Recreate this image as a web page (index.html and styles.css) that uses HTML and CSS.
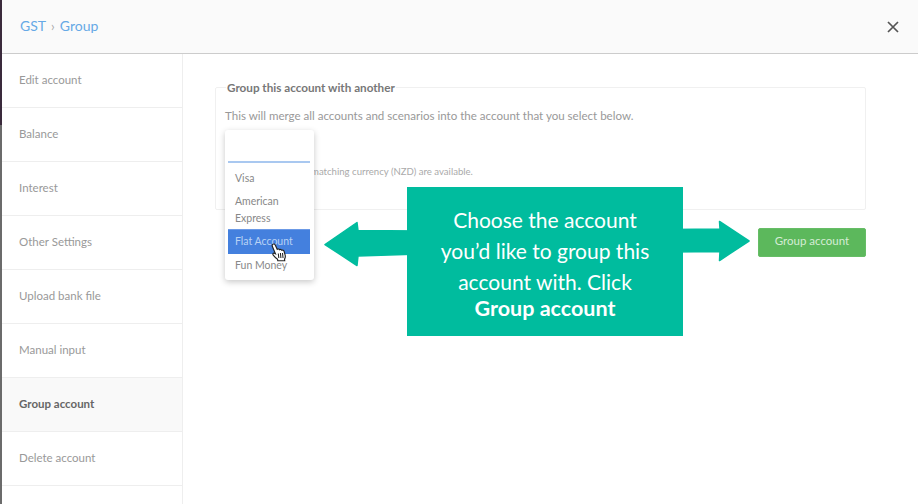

==

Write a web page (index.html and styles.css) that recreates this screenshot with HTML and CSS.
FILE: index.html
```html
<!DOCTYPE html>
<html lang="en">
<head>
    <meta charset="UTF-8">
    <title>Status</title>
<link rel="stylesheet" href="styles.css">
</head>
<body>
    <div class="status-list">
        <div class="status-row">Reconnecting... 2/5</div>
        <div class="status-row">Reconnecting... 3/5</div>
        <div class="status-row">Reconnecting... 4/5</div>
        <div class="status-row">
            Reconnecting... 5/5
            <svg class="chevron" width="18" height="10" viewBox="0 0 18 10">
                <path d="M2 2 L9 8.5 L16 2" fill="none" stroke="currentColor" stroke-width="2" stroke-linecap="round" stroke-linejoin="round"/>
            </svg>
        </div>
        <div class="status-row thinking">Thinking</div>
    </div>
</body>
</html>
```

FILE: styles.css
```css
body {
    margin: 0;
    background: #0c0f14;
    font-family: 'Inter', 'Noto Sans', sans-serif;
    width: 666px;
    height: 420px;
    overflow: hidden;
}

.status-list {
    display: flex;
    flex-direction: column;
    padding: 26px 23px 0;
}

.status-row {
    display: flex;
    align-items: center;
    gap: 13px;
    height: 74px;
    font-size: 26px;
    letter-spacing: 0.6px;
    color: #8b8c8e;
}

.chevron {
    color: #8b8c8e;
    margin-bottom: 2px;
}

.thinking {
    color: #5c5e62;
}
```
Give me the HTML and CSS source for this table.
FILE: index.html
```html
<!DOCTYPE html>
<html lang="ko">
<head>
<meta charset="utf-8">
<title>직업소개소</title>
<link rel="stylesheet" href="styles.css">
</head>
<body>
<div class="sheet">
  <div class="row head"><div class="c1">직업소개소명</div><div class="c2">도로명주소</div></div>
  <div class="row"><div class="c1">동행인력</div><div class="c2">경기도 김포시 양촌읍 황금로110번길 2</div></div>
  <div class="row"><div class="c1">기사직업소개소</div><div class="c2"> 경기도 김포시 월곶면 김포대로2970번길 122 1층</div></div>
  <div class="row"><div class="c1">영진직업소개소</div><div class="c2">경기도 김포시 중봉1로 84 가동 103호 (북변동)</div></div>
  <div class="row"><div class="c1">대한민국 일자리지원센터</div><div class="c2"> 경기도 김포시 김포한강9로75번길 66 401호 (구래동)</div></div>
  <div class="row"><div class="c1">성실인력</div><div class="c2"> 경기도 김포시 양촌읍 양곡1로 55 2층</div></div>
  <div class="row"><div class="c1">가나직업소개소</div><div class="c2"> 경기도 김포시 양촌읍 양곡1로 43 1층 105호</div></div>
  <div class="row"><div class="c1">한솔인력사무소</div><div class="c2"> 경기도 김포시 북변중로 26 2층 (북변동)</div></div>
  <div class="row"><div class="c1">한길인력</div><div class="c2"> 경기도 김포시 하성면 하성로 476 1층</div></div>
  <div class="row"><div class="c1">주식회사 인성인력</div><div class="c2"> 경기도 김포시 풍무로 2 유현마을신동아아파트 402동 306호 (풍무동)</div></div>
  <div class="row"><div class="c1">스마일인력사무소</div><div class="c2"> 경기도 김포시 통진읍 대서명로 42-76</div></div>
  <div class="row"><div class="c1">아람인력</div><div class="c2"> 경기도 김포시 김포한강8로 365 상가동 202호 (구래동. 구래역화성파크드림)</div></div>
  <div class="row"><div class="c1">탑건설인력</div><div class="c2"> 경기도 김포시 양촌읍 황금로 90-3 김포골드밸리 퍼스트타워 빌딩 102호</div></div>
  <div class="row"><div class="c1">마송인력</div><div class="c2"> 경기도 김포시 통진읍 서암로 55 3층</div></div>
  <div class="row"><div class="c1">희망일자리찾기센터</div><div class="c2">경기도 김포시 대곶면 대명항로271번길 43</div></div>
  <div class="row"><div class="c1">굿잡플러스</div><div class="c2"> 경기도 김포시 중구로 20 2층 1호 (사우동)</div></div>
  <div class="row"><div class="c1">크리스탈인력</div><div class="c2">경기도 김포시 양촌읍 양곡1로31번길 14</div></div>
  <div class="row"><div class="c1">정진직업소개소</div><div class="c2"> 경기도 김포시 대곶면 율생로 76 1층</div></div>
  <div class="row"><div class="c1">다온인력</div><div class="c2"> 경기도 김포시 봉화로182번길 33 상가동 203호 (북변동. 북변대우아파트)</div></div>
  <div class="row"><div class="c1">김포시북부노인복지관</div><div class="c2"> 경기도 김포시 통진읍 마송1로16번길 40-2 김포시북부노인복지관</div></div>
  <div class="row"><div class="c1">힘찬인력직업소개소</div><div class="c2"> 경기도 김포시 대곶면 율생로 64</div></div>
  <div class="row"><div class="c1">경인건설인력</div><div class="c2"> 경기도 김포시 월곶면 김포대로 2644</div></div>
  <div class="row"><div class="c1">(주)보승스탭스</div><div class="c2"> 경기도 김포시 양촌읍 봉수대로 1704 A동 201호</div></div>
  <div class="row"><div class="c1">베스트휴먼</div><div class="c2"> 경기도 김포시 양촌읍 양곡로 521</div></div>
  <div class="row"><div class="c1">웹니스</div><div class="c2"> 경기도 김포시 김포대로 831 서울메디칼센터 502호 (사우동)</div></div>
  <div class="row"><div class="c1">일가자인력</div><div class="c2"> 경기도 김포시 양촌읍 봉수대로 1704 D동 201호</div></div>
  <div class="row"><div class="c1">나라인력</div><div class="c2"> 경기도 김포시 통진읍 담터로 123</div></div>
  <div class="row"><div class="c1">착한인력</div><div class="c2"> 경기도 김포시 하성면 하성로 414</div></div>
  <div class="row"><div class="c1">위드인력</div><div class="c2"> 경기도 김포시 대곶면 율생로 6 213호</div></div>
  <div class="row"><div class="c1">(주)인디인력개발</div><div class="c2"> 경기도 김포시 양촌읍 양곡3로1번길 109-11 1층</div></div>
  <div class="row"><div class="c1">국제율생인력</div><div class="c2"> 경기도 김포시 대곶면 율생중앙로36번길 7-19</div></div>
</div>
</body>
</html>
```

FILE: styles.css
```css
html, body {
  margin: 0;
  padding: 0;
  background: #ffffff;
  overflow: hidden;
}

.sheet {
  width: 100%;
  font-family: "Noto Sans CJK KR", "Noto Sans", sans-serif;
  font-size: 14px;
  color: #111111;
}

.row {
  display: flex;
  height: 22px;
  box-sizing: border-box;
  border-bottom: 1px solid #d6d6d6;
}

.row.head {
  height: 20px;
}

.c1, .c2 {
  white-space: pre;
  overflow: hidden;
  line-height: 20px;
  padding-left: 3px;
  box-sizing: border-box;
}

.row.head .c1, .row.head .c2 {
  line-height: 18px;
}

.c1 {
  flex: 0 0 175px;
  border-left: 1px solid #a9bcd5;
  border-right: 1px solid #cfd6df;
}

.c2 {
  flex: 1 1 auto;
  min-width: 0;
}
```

Exercise prompt: Work out how many lines of the data hold the string "this". Reply with that number alone.

Response to the exercise: 3